## START

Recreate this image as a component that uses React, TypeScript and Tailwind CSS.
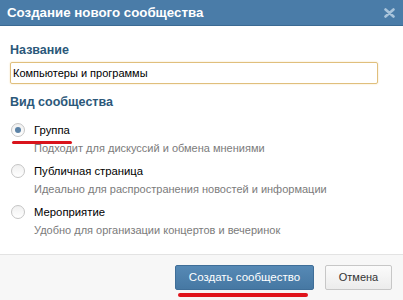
import React from "react";

function Radio({ checked }: { checked?: boolean }) {
  return (
    <div className="w-[14px] h-[14px] rounded-full border border-[#c5c5c5] bg-gradient-to-b from-[#f0f0f0] to-white flex items-center justify-center shrink-0">
      {checked && <div className="w-[6px] h-[6px] rounded-full bg-[#5b82a6]" />}
    </div>
  );
}

function Option({
  title,
  desc,
  checked,
  underline,
}: {
  title: string;
  desc: string;
  checked?: boolean;
  underline?: boolean;
}) {
  return (
    <div className="relative flex flex-col">
      <div className="flex items-center h-[18px]">
        <div className="w-[34px] pl-[11px] shrink-0">
          <Radio checked={checked} />
        </div>
        <span className="text-[11.3px] text-black">{title}</span>
      </div>
      {underline && (
        <div className="absolute left-[12px] top-[20px] w-[60px] h-[3px] rounded-full bg-[#d9141c]" />
      )}
      <div className="pl-[34px] text-[11px] text-[#7b7b7b] mt-[1px] leading-[16px]">{desc}</div>
    </div>
  );
}

export default function App() {
  return (
    <div
      className="w-[403px] h-[300px] flex flex-col bg-white overflow-hidden"
      style={{ fontFamily: '"Liberation Sans", Tahoma, sans-serif' }}
    >
      <div className="h-[26px] bg-[#4a7ca8] border-b border-[#3b6a93] flex items-center justify-between pl-[7px] pr-[8px] shrink-0">
        <span className="text-white font-bold text-[13.3px]">Создание нового сообщества</span>
        <svg width="11" height="10" viewBox="0 0 11 10">
          <path d="M1.5 1.5 L9.5 8.5 M9.5 1.5 L1.5 8.5" stroke="#a9c4db" strokeWidth="2.6" strokeLinecap="round" />
        </svg>
      </div>
      <div className="flex-1 px-[10px] pt-[16px]">
        <div className="text-[12.5px] font-bold text-[#2b587a] leading-[16px]">Название</div>
        <div className="mt-[4px] h-[22px] w-[368px] border border-[#e0bf7c] rounded-[2px] shadow-[0_0_2px_#f1deb2] flex items-center pl-[2px]">
          <span className="text-[11px] text-black">Компьютеры и программы</span>
        </div>
        <div className="mt-[10px] text-[12.5px] font-bold text-[#2b587a] leading-[16px]">Вид сообщества</div>
        <div className="mt-[11px] flex flex-col gap-[6px] -ml-[10px]">
          <Option title="Группа" desc="Подходит для дискуссий и обмена мнениями" checked underline />
          <Option title="Публичная страница" desc="Идеально для распространения новостей и информации" />
          <Option title="Мероприятие" desc="Удобно для организации концертов и вечеринок" />
        </div>
      </div>
      <div className="h-[46px] bg-[#f7f7f7] border-t border-[#e3e3e3] flex items-start justify-end pt-[10px] pr-[11px] gap-[11px] shrink-0">
        <div className="relative">
          <div className="w-[139px] h-[25px] rounded-[2px] bg-gradient-to-b from-[#5689b5] to-[#4678a3] border border-[#3f6e98] flex items-center justify-center text-white text-[11.5px]">
            Создать сообщество
          </div>
          <div className="absolute left-[3px] top-[28px] w-[130px] h-[4px] rounded-full bg-[#e0141c]" />
        </div>
        <div className="w-[67px] h-[25px] rounded-[2px] bg-gradient-to-b from-[#fbfbfb] to-[#ececec] border border-[#c7c7c7] flex items-center justify-center text-[#333] text-[11px]">
          Отмена
        </div>
      </div>
    </div>
  );
}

## END

Exercise aim:
Write out again exactly the lines from the start of the data above through the line containing "import React from", inclusive, excluding any pictures.

Written solution:
Recreate this image as a component that uses React, TypeScript and Tailwind CSS.
import React from "react";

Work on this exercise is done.